## Given exercise
Draw out every line with the word "styles" from the listing below.

>> start Dataset section

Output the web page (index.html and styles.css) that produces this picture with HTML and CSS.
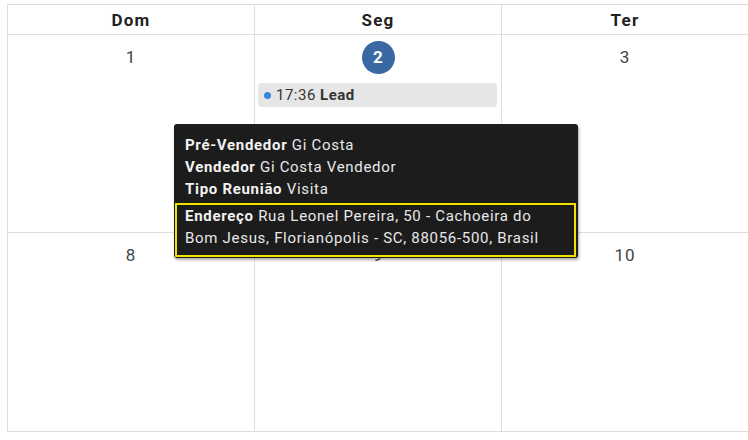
FILE: index.html
```html
<!DOCTYPE html>
<html lang="pt-BR">
<head>
<meta charset="utf-8">
<title>Calendário</title>
<link rel="stylesheet" href="styles.css">
</head>
<body>
<div class="calendar">
  <div class="grid">
    <div class="head">Dom</div>
    <div class="head">Seg</div>
    <div class="head">Ter</div>

    <div class="day"><div class="num">1</div></div>
    <div class="day">
      <div class="num"><span class="today">2</span></div>
      <div class="event"><span class="dot"></span><span class="title">17:36 <b>Lead</b></span></div>
    </div>
    <div class="day"><div class="num">3</div></div>

    <div class="day"><div class="num">8</div></div>
    <div class="day"><div class="num">9</div></div>
    <div class="day"><div class="num">10</div></div>
  </div>

  <div class="tooltip">
    <div class="line"><b>Pré-Vendedor</b> Gi Costa</div>
    <div class="line"><b>Vendedor</b> Gi Costa Vendedor</div>
    <div class="line"><b>Tipo Reunião</b> Visita</div>
    <div class="address"><b>Endereço</b> Rua Leonel Pereira, 50 - Cachoeira do Bom Jesus, Florianópolis - SC, 88056-500, Brasil</div>
  </div>
</div>
</body>
</html>
```

FILE: styles.css
```css
html, body {
  margin: 0;
  padding: 0;
  background: #ffffff;
  overflow: hidden;
}
body {
  width: 748px;
  height: 440px;
  font-family: Roboto, "Liberation Sans", sans-serif;
  color: #333;
}
.calendar {
  position: relative;
  width: 748px;
  height: 440px;
  padding: 4px 0 0 7px;
  box-sizing: border-box;
}
.grid {
  display: grid;
  grid-template-columns: 247px 247px 247px;
  grid-template-rows: 30px 198px 199px;
  width: 742px;
  border-top: 1px solid #dddddd;
  border-left: 1px solid #dddddd;
}
.head, .day {
  border-right: 1px solid #dddddd;
  border-bottom: 1px solid #dddddd;
}
.head {
  display: flex;
  align-items: center;
  justify-content: center;
  font-weight: 700;
  font-size: 17px;
  letter-spacing: 1.2px;
  color: #222;
}
.day {
  display: flex;
  flex-direction: column;
}
.num {
  display: flex;
  justify-content: center;
  align-items: center;
  height: 32px;
  margin-top: 6px;
  font-size: 17px;
  letter-spacing: 1px;
  color: #3f4447;
}
.today {
  width: 33px;
  height: 33px;
  border-radius: 50%;
  background: #3a68a2;
  color: #fff;
  font-weight: 700;
  display: flex;
  align-items: center;
  justify-content: center;
  font-size: 17px;
  letter-spacing: 0;
}
.event {
  margin: 10px 4px 0 3px;
  height: 24px;
  background: #e6e6e6;
  border-radius: 4px;
  display: flex;
  align-items: center;
  font-size: 15px;
  letter-spacing: 0.5px;
  color: #333;
}
.dot {
  width: 7px;
  height: 7px;
  border-radius: 50%;
  background: #3788d8;
  margin: 0 5px 0 6px;
}
.title {
  white-space: pre;
}
.event b {
  font-weight: 700;
}
.tooltip {
  position: absolute;
  left: 174px;
  top: 124px;
  width: 404px;
  height: 134px;
  box-sizing: border-box;
  background: #1c1c1c;
  border-radius: 3px;
  box-shadow: 1px 2px 3px rgba(0,0,0,0.35);
  padding: 10px 2px 1px 1px;
  color: #e8e8e8;
  font-size: 15px;
  letter-spacing: 0.7px;
  line-height: 22px;
}
.tooltip b {
  color: #f2f2f2;
  font-weight: 700;
}
.line {
  padding-left: 10px;
}
.address {
  margin-top: 3px;
  border: 2px solid #f2e200;
  padding: 0 8px 6px 8px;
}
```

>> end Dataset section

## Task solution
Output the web page (index.html and styles.css) that produces this picture with HTML and CSS.
<link rel="stylesheet" href="styles.css">
FILE: styles.css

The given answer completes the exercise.